La Stampa, 11 febbraio 2018
Rafael Ramirez, chavista ed ex capo del colosso petrolifero Pdvsa: Non sono scappato, ma in Venezuela vogliono mettermi in cella
«Correrò per la presidenza del Venezuela». Tra le rovine della crisi e i fuochi delle barricate è questa l’ultima sfida a Nicolas Maduro in vista delle elezioni presidenziali del 22 aprile. È la sfida di Rafael Ramirez, l’ex zar del greggio bolivariano per dieci anni alla guida di Pdvsa, il colosso energetico nazionale. Moglie di sangue italiano e amicizie che contano, Ramirez non ha mai lesinato critiche a Maduro, senza rinnegare però l’amicizia con Hugo Chavez. Costretto all’esilio dorato della Rappresentanza all’Onu, sul suo capo pende un’accusa di corruzione relativa al suo passato incarico. Ma lui è determinato a tornare nel suo Paese e sfidare Maduro. Lo raggiungiamo al telefono mentre si trova in una località non precisata 24 ore dopo che Tarek Saab, il superprocuratore che gli dà la caccia, ha chiesto all’Interpol di spiccare un mandato di cattura internazionale.
«Faccio una doverosa premessa. Mi hanno accusato di essere scappato nella notte da New York con un aereo privato diretto in Ecuador. Nulla di tutto questo. Non potevo andare in Venezuela, Caracas aveva preso la decisione politica di mettermi in prigione».
Perché questa persecuzione nei suoi confronti?
«Ho trascorso 12 anni con il presidente Chavez e sapevo molte cose, sono cosciente dei problemi che affliggono il nostro Paese e di come possono essere risolti. Ho espresso le mie idee più volte in patria e all’Onu. Poi a novembre, dopo una durissima discussione con Maduro, lui mi ha chiesto di lasciare il mio incarico come ambasciatore presso il Palazzo di Vetro. Io ho accettato, non volevo essere complice di un governo repressivo. Subito dopo il procuratore ha emesso l’incriminazione».
Come risponde alle accuse?
«Avevo risposto anni fa, ottenendo il proscioglimento dalla Corte suprema, quando fu l’opposizione a muovere le stesse accuse».
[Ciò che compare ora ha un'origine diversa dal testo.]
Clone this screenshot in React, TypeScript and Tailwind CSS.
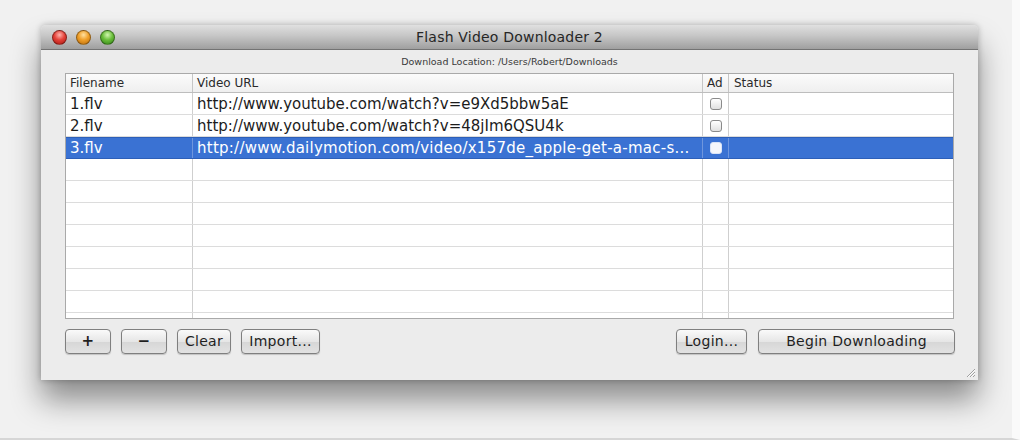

Da Chavez a Maduro cosa è cambiato?
«Chavez era un leader democratico, sentiva tutti. Maduro no, o si è con lui o contro. Molti ministri di Chavez sono stati fatti fuori, Maduro si è circondato di «yes man» senza capacità. E ora la produzione di greggio è calata di 1 milione di barili al giorno, l’iperinflazione è divenuta cronica, l’economia è collassata, la corruzione è devastante e il popolo è ridotto alla fame. E poi ci sono i massacri come quello di Óscar Pérez».
C’è chi dice che lei abbia un conto in sospeso con Maduro.
«Maduro è sempre stato geloso di me. Quando era ministro degli Esteri, Chavez si rivolgeva a me, in quanto capo di Pdvsa, per gestire rapporti importanti, con cinesi, russi e italiani. Del resto, i nostri Paesi hanno rapporti molto stretti, c’è una grande comunità oriunda in Venezuela».
Cosa intende fare quindi?
«Voglio correre per la presidenza del Venezuela, e voglio farlo all’interno del Partito socialista, sfidando Maduro alle primarie».
L’opposizione ritiene che queste elezioni rischino di legittimare Maduro.
«Il rischio c’è, come il rischio che ci siano brogli. Ma dobbiamo correrlo, la situazione è al collasso, l’opposizione è molto divisa. In molti mi hanno detto che ce la posso fare, ecco perché ho chiesto di tornare in Venezuela, fare campagna elettorale e combattere per le mie idee e il mio popolo».